▽

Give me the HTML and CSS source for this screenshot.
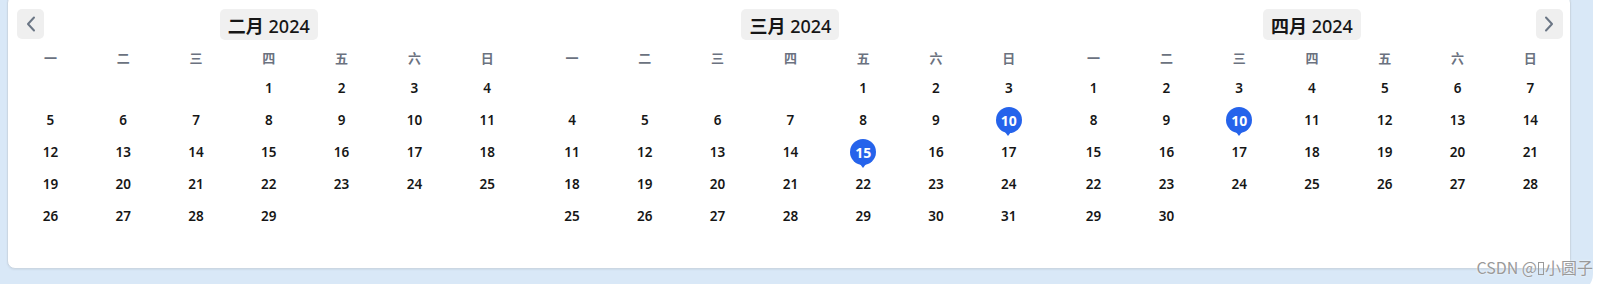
FILE: index.html
```html
<!DOCTYPE html>
<html>

<head>
    <meta charset='utf-8'>
    <title>日历</title>
    <meta name='viewport' content='width=device-width, initial-scale=1'>
    <link rel="stylesheet" href="styles.css">
</head>

<body>
    <div class="frame">
        <div class="card">
            <div id="months" class="months"></div>
        </div>
        <div class="watermark">CSDN @<span class="tofu"></span>小圆子</div>
    </div>

    <script>
        const months = [
            { name: "二月", year: 2024, offset: 3, days: 29, marked: [] },
            { name: "三月", year: 2024, offset: 4, days: 31, marked: [10, 15] },
            { name: "四月", year: 2024, offset: 0, days: 30, marked: [10] }
        ];
        const weekdays = ["一", "二", "三", "四", "五", "六", "日"];

        const prevIcon = '<svg width="10" height="16" viewBox="0 0 10 16"><polyline points="8,1.5 2,8 8,14.5" fill="none" stroke="currentColor" stroke-width="2" stroke-linecap="round" stroke-linejoin="round"/></svg>';
        const nextIcon = '<svg width="10" height="16" viewBox="0 0 10 16"><polyline points="2,1.5 8,8 2,14.5" fill="none" stroke="currentColor" stroke-width="2" stroke-linecap="round" stroke-linejoin="round"/></svg>';

        function buildMonth(month, index) {
            let html = '<div class="month"><div class="month-head">';
            if (index == 0) html += '<button class="nav prev">' + prevIcon + '</button>';
            html += '<button class="title"><b>' + month.name + '</b> ' + month.year + '</button>';
            if (index == months.length - 1) html += '<button class="nav next">' + nextIcon + '</button>';
            html += '</div><div class="weekdays">';
            weekdays.forEach(w => html += '<span>' + w + '</span>');
            html += '</div><div class="days">';
            for (let i = 0; i < 42; i++) {
                let d = i - month.offset + 1;
                if (d < 1 || d > month.days) html += '<span class="day"></span>';
                else if (month.marked.includes(d)) html += '<span class="day"><span class="pin">' + d + '</span></span>';
                else html += '<span class="day">' + d + '</span>';
            }
            return html + '</div></div>';
        }

        document.getElementById("months").innerHTML = months.map(buildMonth).join("");
    </script>
</body>

</html>
```

FILE: styles.css
```css
body {
    background: white;
    font-family: "Noto Sans", "Noto Sans CJK SC", sans-serif;
    margin: 0;
}

button {
    border: none;
    cursor: pointer;
    font-family: inherit;
}

.card {
    background: white;
    border: 1px solid #cbd7e3;
    border-radius: 8px;
    box-shadow: 0 1px 2px rgba(0, 0, 0, 0.06);
    box-sizing: border-box;
    height: 274px;
    margin-top: -5px;
    padding: 13px 3px 0 6px;
    width: 1564px;
}

.day {
    align-items: center;
    color: #161616;
    display: flex;
    font-size: 13.5px;
    font-weight: 600;
    height: 32px;
    justify-content: center;
}

.days {
    display: grid;
    grid-template-columns: repeat(7, 1fr);
}

.frame {
    background: #d9e8f7;
    border-bottom-right-radius: 18px;
    box-sizing: border-box;
    height: 292px;
    overflow: hidden;
    padding-left: 7px;
    position: relative;
    width: 1593px;
}

.month-head {
    display: flex;
    height: 31px;
    justify-content: center;
    margin-bottom: 4px;
    position: relative;
}

.months {
    display: grid;
    gap: 12px;
    grid-template-columns: repeat(3, 509.6px);
}

.nav {
    align-items: center;
    background: #efefef;
    border-radius: 5px;
    color: #6b7685;
    display: flex;
    height: 30px;
    justify-content: center;
    padding: 0;
    position: absolute;
    top: 0;
    width: 27px;
}

.nav.next {
    right: 4px;
}

.nav.prev {
    left: 3px;
}

.pin {
    align-items: center;
    background: #2563eb;
    border-radius: 50%;
    color: white;
    display: flex;
    font-size: 14px;
    font-weight: 700;
    height: 26px;
    justify-content: center;
    position: relative;
    width: 26px;
}

.pin::after {
    border-left: 3.5px solid transparent;
    border-right: 3.5px solid transparent;
    border-top: 4px solid #2563eb;
    bottom: -3px;
    content: "";
    left: 9.5px;
    position: absolute;
}

.title {
    background: #f0f0f0;
    border-radius: 5px;
    color: #161616;
    font-size: 18px;
    font-weight: 500;
    height: 31px;
    padding: 0 8px;
}

.title b {
    font-weight: 700;
}

.tofu {
    border: 1px solid #9a9a9a;
    display: inline-block;
    height: 11px;
    margin: 0 1px;
    vertical-align: -1px;
    width: 4px;
}

.watermark {
    color: #9a9a9a;
    font-family: "Noto Sans CJK SC", sans-serif;
    font-size: 16px;
    position: absolute;
    right: 0;
    text-shadow: 0 0 2px white;
    top: 255px;
}

.weekdays {
    color: #6b7280;
    display: grid;
    font-size: 13px;
    font-weight: 600;
    grid-template-columns: repeat(7, 1fr);
    height: 28px;
    line-height: 28px;
    text-align: center;
}
```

△

- **Problem to solve**
Without the pictures, copy the material exactly as given.

- **Answer to the exercise**
Give me the HTML and CSS source for this screenshot.
FILE: index.html
```html
<!DOCTYPE html>
<html>

<head>
    <meta charset='utf-8'>
    <title>日历</title>
    <meta name='viewport' content='width=device-width, initial-scale=1'>
    <link rel="stylesheet" href="styles.css">
</head>

<body>
    <div class="frame">
        <div class="card">
            <div id="months" class="months"></div>
        </div>
        <div class="watermark">CSDN @<span class="tofu"></span>小圆子</div>
    </div>

    <script>
        const months = [
            { name: "二月", year: 2024, offset: 3, days: 29, marked: [] },
            { name: "三月", year: 2024, offset: 4, days: 31, marked: [10, 15] },
            { name: "四月", year: 2024, offset: 0, days: 30, marked: [10] }
        ];
        const weekdays = ["一", "二", "三", "四", "五", "六", "日"];

        const prevIcon = '<svg width="10" height="16" viewBox="0 0 10 16"><polyline points="8,1.5 2,8 8,14.5" fill="none" stroke="currentColor" stroke-width="2" stroke-linecap="round" stroke-linejoin="round"/></svg>';
        const nextIcon = '<svg width="10" height="16" viewBox="0 0 10 16"><polyline points="2,1.5 8,8 2,14.5" fill="none" stroke="currentColor" stroke-width="2" stroke-linecap="round" stroke-linejoin="round"/></svg>';

        function buildMonth(month, index) {
            let html = '<div class="month"><div class="month-head">';
            if (index == 0) html += '<button class="nav prev">' + prevIcon + '</button>';
            html += '<button class="title"><b>' + month.name + '</b> ' + month.year + '</button>';
            if (index == months.length - 1) html += '<button class="nav next">' + nextIcon + '</button>';
            html += '</div><div class="weekdays">';
            weekdays.forEach(w => html += '<span>' + w + '</span>');
            html += '</div><div class="days">';
            for (let i = 0; i < 42; i++) {
                let d = i - month.offset + 1;
                if (d < 1 || d > month.days) html += '<span class="day"></span>';
                else if (month.marked.includes(d)) html += '<span class="day"><span class="pin">' + d + '</span></span>';
                else html += '<span class="day">' + d + '</span>';
            }
            return html + '</div></div>';
        }

        document.getElementById("months").innerHTML = months.map(buildMonth).join("");
    </script>
</body>

</html>
```

FILE: styles.css
```css
body {
    background: white;
    font-family: "Noto Sans", "Noto Sans CJK SC", sans-serif;
    margin: 0;
}

button {
    border: none;
    cursor: pointer;
    font-family: inherit;
}

.card {
    background: white;
    border: 1px solid #cbd7e3;
    border-radius: 8px;
    box-shadow: 0 1px 2px rgba(0, 0, 0, 0.06);
    box-sizing: border-box;
    height: 274px;
    margin-top: -5px;
    padding: 13px 3px 0 6px;
    width: 1564px;
}

.day {
    align-items: center;
    color: #161616;
    display: flex;
    font-size: 13.5px;
    font-weight: 600;
    height: 32px;
    justify-content: center;
}

.days {
    display: grid;
    grid-template-columns: repeat(7, 1fr);
}

.frame {
    background: #d9e8f7;
    border-bottom-right-radius: 18px;
    box-sizing: border-box;
    height: 292px;
    overflow: hidden;
    padding-left: 7px;
    position: relative;
    width: 1593px;
}

.month-head {
    display: flex;
    height: 31px;
    justify-content: center;
    margin-bottom: 4px;
    position: relative;
}

.months {
    display: grid;
    gap: 12px;
    grid-template-columns: repeat(3, 509.6px);
}

.nav {
    align-items: center;
    background: #efefef;
    border-radius: 5px;
    color: #6b7685;
    display: flex;
    height: 30px;
    justify-content: center;
    padding: 0;
    position: absolute;
    top: 0;
    width: 27px;
}

.nav.next {
    right: 4px;
}

.nav.prev {
    left: 3px;
}

.pin {
    align-items: center;
    background: #2563eb;
    border-radius: 50%;
    color: white;
    display: flex;
    font-size: 14px;
    font-weight: 700;
    height: 26px;
    justify-content: center;
    position: relative;
    width: 26px;
}

.pin::after {
    border-left: 3.5px solid transparent;
    border-right: 3.5px solid transparent;
    border-top: 4px solid #2563eb;
    bottom: -3px;
    content: "";
    left: 9.5px;
    position: absolute;
}

.title {
    background: #f0f0f0;
    border-radius: 5px;
    color: #161616;
    font-size: 18px;
    font-weight: 500;
    height: 31px;
    padding: 0 8px;
}

.title b {
    font-weight: 700;
}

.tofu {
    border: 1px solid #9a9a9a;
    display: inline-block;
    height: 11px;
    margin: 0 1px;
    vertical-align: -1px;
    width: 4px;
}

.watermark {
    color: #9a9a9a;
    font-family: "Noto Sans CJK SC", sans-serif;
    font-size: 16px;
    position: absolute;
    right: 0;
    text-shadow: 0 0 2px white;
    top: 255px;
}

.weekdays {
    color: #6b7280;
    display: grid;
    font-size: 13px;
    font-weight: 600;
    grid-template-columns: repeat(7, 1fr);
    height: 28px;
    line-height: 28px;
    text-align: center;
}
```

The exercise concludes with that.